N: Do you think younger and future readers will have difficulty understanding some of the power and closeness in yours and Denise’s relationship because they don’t understand the act of listening to a phone call?
Paul Lisicky: That’s a great question. I’ve completely lost my phone muscle myself—I rarely talk on the phone myself these days—and this is a person who used to be on the phone two to three hours several nights a week.
N: The connection you described about attuned to your breathing on the phone is really amazing and a nice example of how close you two were.
Lynda: That’s a great point, N. I am worried for future generations who lack the act of listening and communicating with their mouths.
Paul Lisicky: My students really love to read their work aloud, Lynda. They expect that being a reader of one’s material is necessary to being a writer.
Brian S: Who are you reading these days? Any new writers or books we should be on the lookout for?
Paul Lisicky: What am I reading—mostly MFA submissions.

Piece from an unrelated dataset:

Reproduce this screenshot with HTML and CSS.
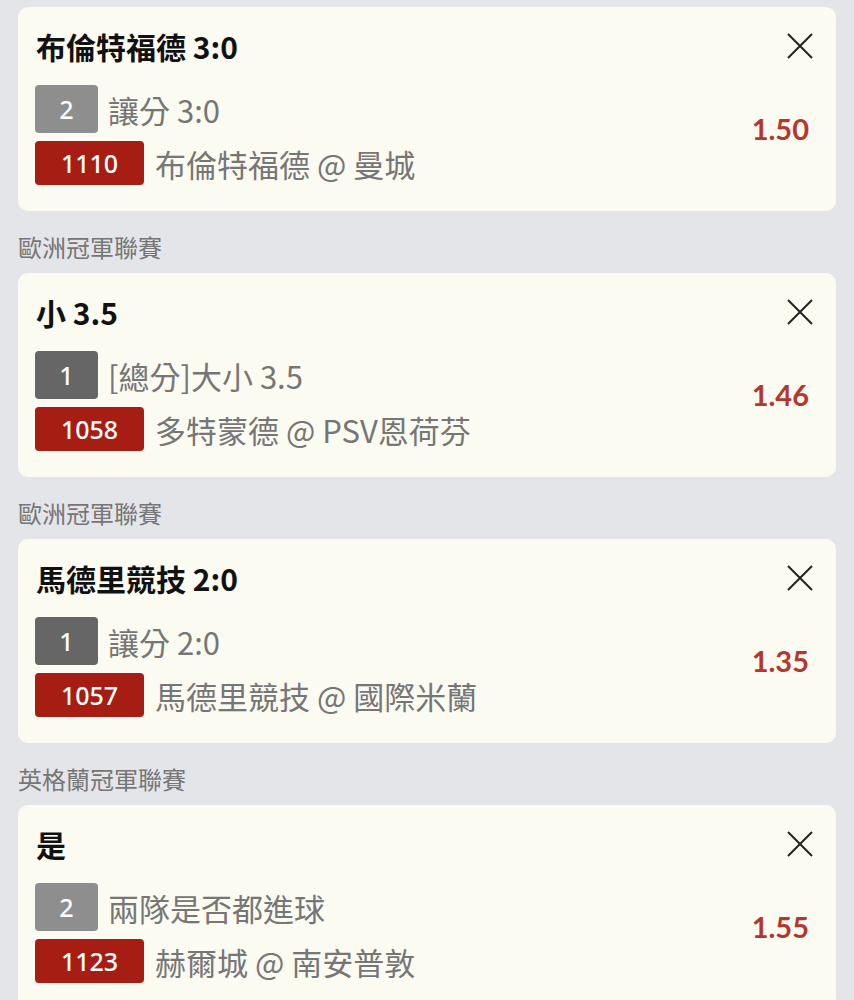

I finished Mary Gaitskill’s The Mare not long ago and loved it.
Brian S: Ah, it is that time of year I suppose. Where are you teaching these days?
Paul Lisicky: I teach in the MFA Program at Rutgers University in Camden. Our campus is just across the river from Philadelphia. And of course I loved Joy Williams‘s The Visiting Privilege. I’m going to be kicking myself for not remembering so many good books once this chat is finished!
Brian S: Ha! That’s always the way.
Paul Lisicky: I’m still thinking and I’ve launched myself into a fugue state!
Brian S: Thanks for joining us tonight and for sharing this intensely personal relationship with us.
Paul Lisicky: Thanks so much, Brian—and everyone. My pleasure. Have a good night!
N: Thank you very much! I enjoyed your memoir and this chat a lot 🙂
Brian S: Good night everyone. Thanks for joining us.